The Sudbury Neutrino Observatory: Solving the Solar Neutrino Problem
Art McDonald
SNO Institute, Queen's University, Kingston, Ontario, Canada
Colloquium, Argonne National Laboratory
October 25, 2002

The Sudbury Neutrino Observatory (SNO) is a 1,000 tonne heavy water Cerenkov-based neutrino detector situated 2,000 meters underground in INCO's Creighton Mine near Sudbury, Ontario, Canada. Previous measurements of solar neutrino fluxes are all smaller than predicted by solar model calculations, which has come to be known as the Solar Neutrino Problem. Either the solar model calculations are incomplete or some of the electron neutrinos produced in the sun are changing to another flavor enroute to earth.
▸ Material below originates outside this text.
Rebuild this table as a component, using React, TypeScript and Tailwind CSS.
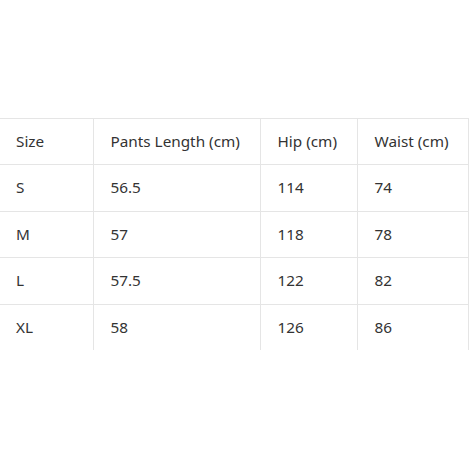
const rows = [
  { size: 'S', length: '56.5', hip: '114', waist: '74' },
  { size: 'M', length: '57', hip: '118', waist: '78' },
  { size: 'L', length: '57.5', hip: '122', waist: '82' },
  { size: 'XL', length: '58', hip: '126', waist: '86' },
]

const cell = 'px-4 py-3 text-left font-normal leading-[21.4px] border-r border-[#e5e5e5]'

export default function App() {
  return (
    <div
      className="h-[470px] w-[470px] bg-white pt-[118px] text-[15.3px] text-[#333]"
      style={{ fontFamily: '"Noto Sans", "Segoe UI", sans-serif' }}
    >
      <table className="w-[468px] table-fixed border-collapse">
        <colgroup>
          <col className="w-[93px]" />
          <col className="w-[167px]" />
          <col className="w-[97px]" />
          <col className="w-[111px]" />
        </colgroup>
        <thead>
          <tr className="border-t border-b border-[#e5e5e5]">
            <th className={cell}>Size</th>
            <th className={cell + ' pl-[17px]'}>Pants Length (cm)</th>
            <th className={cell + ' pl-[17px]'}>Hip (cm)</th>
            <th className={cell + ' pl-[17px]'}>Waist (cm)</th>
          </tr>
        </thead>
        <tbody>
          {rows.map((r, i) => (
            <tr key={r.size} className={i < rows.length - 1 ? 'border-b border-[#e5e5e5]' : ''}>
              <td className={cell}>{r.size}</td>
              <td className={cell + ' pl-[17px]'}>{r.length}</td>
              <td className={cell + ' pl-[17px]'}>{r.hip}</td>
              <td className={cell + ' pl-[17px]'}>{r.waist}</td>
            </tr>
          ))}
        </tbody>
      </table>
    </div>
  )
}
To resolve this problem SNO is able use the neutrinos from 8B decay in the Sun to observe one neutrino reaction sensitive only to solar electron neutrinos and others sensitive to all active neutrino types and thereby can search for direct evidence of neutrino flavor change. Results from the multi-year SNO observation program will be presented. Clear evidence for flavor change of solar neutrinos will be presented. The implications of this result for particle physics theory, solar physics and cosmology will be discussed. The future phases for SNO will provide enhanced sensitivity for further measurements of solar neutrino properties, atmospheric neutrinos and supernova neutrinos.